→ **To be done**: Go through the lines below and copy each one that holds the string "React".

→ **Stored data**:

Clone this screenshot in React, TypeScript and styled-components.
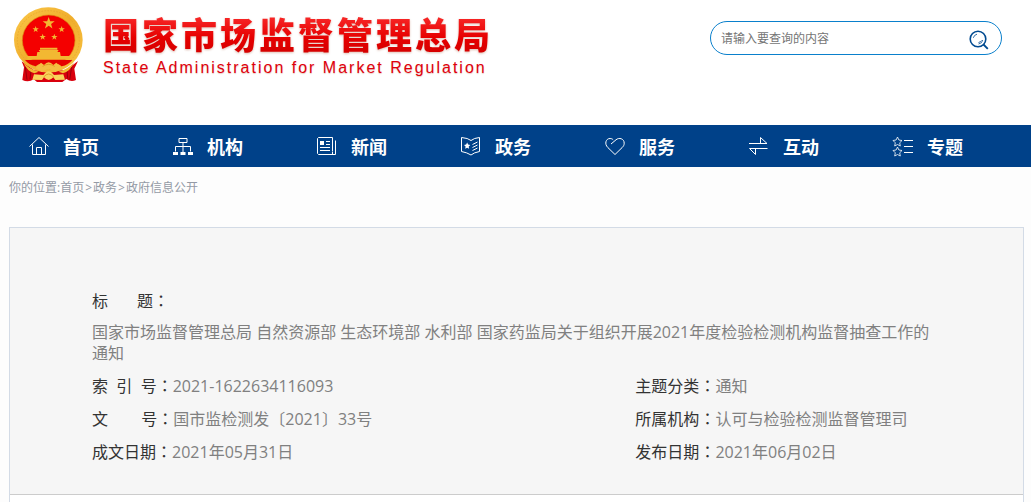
import React from "react";
import styled, { createGlobalStyle } from "styled-components";

const sans = '"Open Sans", "Noto Sans CJK SC", sans-serif';

const GlobalStyle = createGlobalStyle`
  * { box-sizing: border-box; }
  html { min-height: 100%; background: #fdfdfd; }
  body { margin: 0; font-family: ${sans}; font-size: 16px; line-height: 21px; color: #333; overflow-x: hidden; }
  a { color: inherit; text-decoration: none; }
`;

const Header = styled.header`
  display: flex;
  justify-content: space-between;
  align-items: flex-start;
  height: 125px;
  padding: 2px 29px 0 5px;
  background: #fff;
`;

const Brand = styled.a`
  display: flex;
  gap: 8px;
`;

const BrandText = styled.div`
  padding-top: 7px;
`;

const BrandName = styled.h1`
  margin: 0;
  font: 900 36px/48px "Noto Sans CJK SC", sans-serif;
  letter-spacing: 3px;
  white-space: nowrap;
  color: transparent;
  background: linear-gradient(#f62424 20%, #e60000 60%, #d60000 90%);
  background-clip: text;
  -webkit-background-clip: text;
  filter: drop-shadow(0 1px 1px rgba(170, 90, 60, 0.4));
`;

const BrandLatin = styled.p`
  margin: 0;
  font: 16px/22px "Liberation Sans", sans-serif;
  letter-spacing: 2px;
  white-space: nowrap;
  color: #e0000c;
  text-shadow: 0 1px 1px rgba(170, 90, 60, 0.3);
`;

const Search = styled.form`
  display: flex;
  align-items: center;
  width: 292px;
  height: 34px;
  margin-top: 19px;
  padding: 0 12px 0 10px;
  border: 1px solid #0a80cc;
  border-radius: 17px;
`;

const SearchInput = styled.input`
  flex: 1;
  min-width: 0;
  padding: 2px 0 0;
  border: 0;
  outline: 0;
  background: none;
  font: 12px/18px ${sans};
  color: #333;
  &::placeholder { color: #757575; opacity: 1; }
`;

const SearchButton = styled.button`
  display: flex;
  padding: 3px 0 0;
  border: 0;
  background: none;
  color: #004a90;
  cursor: pointer;
`;

const Nav = styled.nav`
  display: flex;
  height: 42px;
  padding-left: 29px;
  background: #004189;
  color: #fff;
`;

const NavLink = styled.a`
  display: flex;
  flex: 0 0 144px;
  align-items: center;
  gap: 14px;
  font-size: 18px;
  font-weight: 700;
  line-height: 24px;
  svg { flex: none; overflow: visible; }
`;

const NavText = styled.span`
  padding-top: 2px;
`;

const Crumbs = styled.nav`
  padding: 12px 9px 0;
  font-size: 12px;
  line-height: 18px;
  color: #949aa5;
`;

const Separator = styled.span`
  padding: 0 1px;
`;

const Article = styled.main`
  min-height: 276px;
  margin: 30px 7px 0 9px;
  border: 1px solid #d3dbe6;
  border-bottom: 0;
  background: #fff;
`;

const Info = styled.dl`
  display: flex;
  flex-wrap: wrap;
  row-gap: 12px;
  margin: 0;
  padding: 63px 82px 31px;
  border-bottom: 1px solid #ccc;
  background: #f6f6f6;
`;

const Field = styled.div<{ $size: "full" | "wide" | "narrow" }>`
  display: ${(p) => (p.$size === "full" ? "block" : "flex")};
  width: ${(p) => ({ full: "100%", wide: "64%", narrow: "36%" })[p.$size]};
`;

const Label = styled.dt`
  flex: none;
  height: 21px;
  white-space: pre;
`;

const Colon = styled.span`
  font-family: "Noto Sans CJK TC", sans-serif;
  line-height: 16px;
`;

const Value = styled.dd<{ $below?: boolean }>`
  margin: ${(p) => (p.$below ? "10px 0 0" : "0")};
  color: #808080;
`;

function Emblem() {
  const star = "M0-10 2.4-3.2 9.5-3.1 3.8 1.2 5.9 8.1 0 4-5.9 8.1-3.8 1.2-9.5-3.1-2.4-3.2Z";
  return (
    <svg width="90" height="86" viewBox="0 0 270 258" aria-hidden="true">
      <defs>
        <linearGradient id="gold" x1="0" y1="0" x2="1" y2="1">
          <stop offset="0" stopColor="#fbc84a" />
          <stop offset=".5" stopColor="#f0ae2c" />
          <stop offset="1" stopColor="#f8c343" />
        </linearGradient>
      </defs>
      <path d="M50 178 57 196 52 234Q70 243 86 232L96 240H172L184 231Q198 241 213 234L208 200 219 177 183 205H88Z" fill="#d9000d" />
      <path d="M61 195 66 233M78 205 75 232M200 195 194 233M186 205 188 230" stroke="#98000b" strokeWidth="3" fill="none" />
      <ellipse cx="130" cy="114" rx="103" ry="98" fill="url(#gold)" />
      <ellipse cx="130" cy="114" rx="93" ry="88" fill="none" stroke="#e5a32a" strokeWidth="2" strokeDasharray="5 4" />
      <ellipse cx="131" cy="115" rx="79" ry="76" fill="#f40000" stroke="#d98b14" strokeWidth="2" />
      <g fill="#f2b832">
        <path d={star} transform="translate(131 64) scale(1.9)" />
        <path d={star} transform="translate(92 82)" />
        <path d={star} transform="translate(170 82)" />
        <path d={star} transform="translate(113 105)" />
        <path d={star} transform="translate(148 105)" />
        <path d="M105 137H157V143H105ZM101 144H161L157 150H105ZM97 150H165L167 162H195V173H67V162H95Z" />
        <path d="M60 174H202Q190 189 170 193L154 182 145 188 131 178 117 188 108 182 92 193Q71 188 60 174Z" fill="#e60000" />
        <path d="M55 181Q75 204 101 209L88 214Q66 208 55 181ZM207 181Q187 204 161 209L174 214Q196 208 207 181Z" />
        <path d="M92 198 108 182 117 189Q131 172 145 189L154 182 170 198 151 210Q131 194 111 210Z" fill="#f4bd42" />
        <path d="M87 217 115 219Q131 196 147 219L175 217 180 233 151 234 145 226Q131 242 117 226L111 234 82 233Z" fill="#f9d35b" />
      </g>
      <path d="M113 193Q131 181 149 193M116 225Q131 207 146 225" fill="none" stroke="#d18a16" strokeWidth="2" />
    </svg>
  );
}

const starSmall = "M4.5 0 5.9 3 9 3.5 6.7 5.8 7.3 9 4.5 7.5 1.7 9 2.3 5.8 0 3.5 3.1 3Z";

const icons: Record<string, React.ReactNode> = {
  home: <path d="M.5 10.5 10 1.5 19.5 10.5M3.5 8.5V18.5H16.5V8.5M7.5 18.5V11.5H12.5V18.5" />,
  org: (
    <>
      <path d="M6 2.5H14V6.5H6ZM10 6.5V16M2.5 15.5V10.5H17.5V15.5" />
      <path d="M0 16H5V19H0ZM7.5 16H12.5V19H7.5ZM15 16H20V19H15Z" fill="currentColor" stroke="none" />
    </>
  ),
  news: (
    <>
      <path d="M1.5 1.5H15.5V15.5M18.5 4.5V18.5H1.5L.5 17.5V2.5L1.5 1.5M9 5.5H13M9 8.5H13M3 11.5H13M3 14.5H13M15.5 16V18" />
      <path d="M3 5H7V9H3Z" fill="currentColor" stroke="none" />
    </>
  ),
  gov: (
    <>
      <path d="M.5 1.5Q7 2 10 4.5 13 2 18.5 1.5V15.5Q13 16.5 10 19 6 16.5.5 15.5ZM11.5 8.5 16.5 6M11.5 11.5 16.5 9M11.5 14.5 16.5 12" />
      <path d={starSmall} transform="translate(3 6.5) scale(.7)" fill="currentColor" stroke="none" />
    </>
  ),
  heart: <path d="M6 8 11 3.8C14 1.2 19.2 2.5 19.2 7.2 19.2 9 18.5 10.2 17.2 11.5L10 18.5 2.8 11.5C-.8 8 .8 2.5 5 2.5 6.2 2.5 7.2 2.8 8.2 3.8" />,
  exchange: <path d="M0 7.5H18L11.5 1.5V7.5M18.5 12.5H.5L6.5 18.5V13" />,
  topics: (
    <>
      <path d={starSmall} transform="translate(0 1)" strokeWidth=".8" />
      <path d={starSmall} transform="translate(0 11)" strokeWidth=".8" />
      <path d="M11 4.5H20M11 10.5H20M11 16.5H20" />
    </>
  ),
};

const navItems = [
  ["home", "首页"],
  ["org", "机构"],
  ["news", "新闻"],
  ["gov", "政务"],
  ["heart", "服务"],
  ["exchange", "互动"],
  ["topics", "专题"],
];

const title =
  "国家市场监督管理总局 自然资源部 生态环境部 水利部 国家药监局关于组织开展2021年度检验检测机构监督抽查工作的通知";

const fields: { label: string; value: string; size: "full" | "wide" | "narrow" }[] = [
  { label: "标" + "\u00a0".repeat(7) + "题", value: title, size: "full" },
  { label: "索\u00a0\u00a0引\u00a0\u00a0号", value: "2021-1622634116093", size: "wide" },
  { label: "主题分类", value: "通知", size: "narrow" },
  { label: "文" + "\u00a0".repeat(8) + "号", value: "国市监检测发〔2021〕33号", size: "wide" },
  { label: "所属机构", value: "认可与检验检测监督管理司", size: "narrow" },
  { label: "成文日期", value: "2021年05月31日", size: "wide" },
  { label: "发布日期", value: "2021年06月02日", size: "narrow" },
];

export default function App() {
  return (
    <div>
      <GlobalStyle />
      <Header>
        <Brand href="#">
          <Emblem />
          <BrandText>
            <BrandName>国家市场监督管理总局</BrandName>
            <BrandLatin>State Administration for Market Regulation</BrandLatin>
          </BrandText>
        </Brand>
        <Search role="search">
          <SearchInput type="text" placeholder="请输入要查询的内容" aria-label="请输入要查询的内容" />
          <SearchButton type="button" aria-label="搜索">
            <svg width="20" height="20" viewBox="0 0 20 20" fill="none" stroke="currentColor">
              <circle cx="9" cy="9" r="7.8" strokeWidth="1.6" />
              <path d="M14.5 14.5 18.8 18.8" strokeWidth="1.8" />
              <path d="M4.3 7.8Q5.3 4.8 8 4.2M9.5 14Q13 13.5 13.8 10M9.5 12.5Q11.5 12 12.5 10.5" strokeWidth=".8" />
            </svg>
          </SearchButton>
        </Search>
      </Header>
      <Nav>
        {navItems.map(([icon, text]) => (
          <NavLink href="#" key={icon}>
            <svg width="20" height="20" viewBox="0 0 20 20" fill="none" stroke="currentColor" aria-hidden="true">
              {icons[icon]}
            </svg>
            <NavText>{text}</NavText>
          </NavLink>
        ))}
      </Nav>
      <Crumbs>
        你的位置:<a href="#">首页</a>
        <Separator>&gt;</Separator>
        <a href="#">政务</a>
        <Separator>&gt;</Separator>
        <a href="#">政府信息公开</a>
      </Crumbs>
      <Article>
        <Info>
          {fields.map((f) => (
            <Field key={f.label} $size={f.size}>
              <Label>
                {f.label}
                <Colon>：</Colon>
              </Label>
              <Value $below={f.size === "full"}>{f.value}</Value>
            </Field>
          ))}
        </Info>
      </Article>
    </div>
  );
}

→ **Written answer**:
Clone this screenshot in React, TypeScript and styled-components.
import React from "react";
const icons: Record<string, React.ReactNode> = {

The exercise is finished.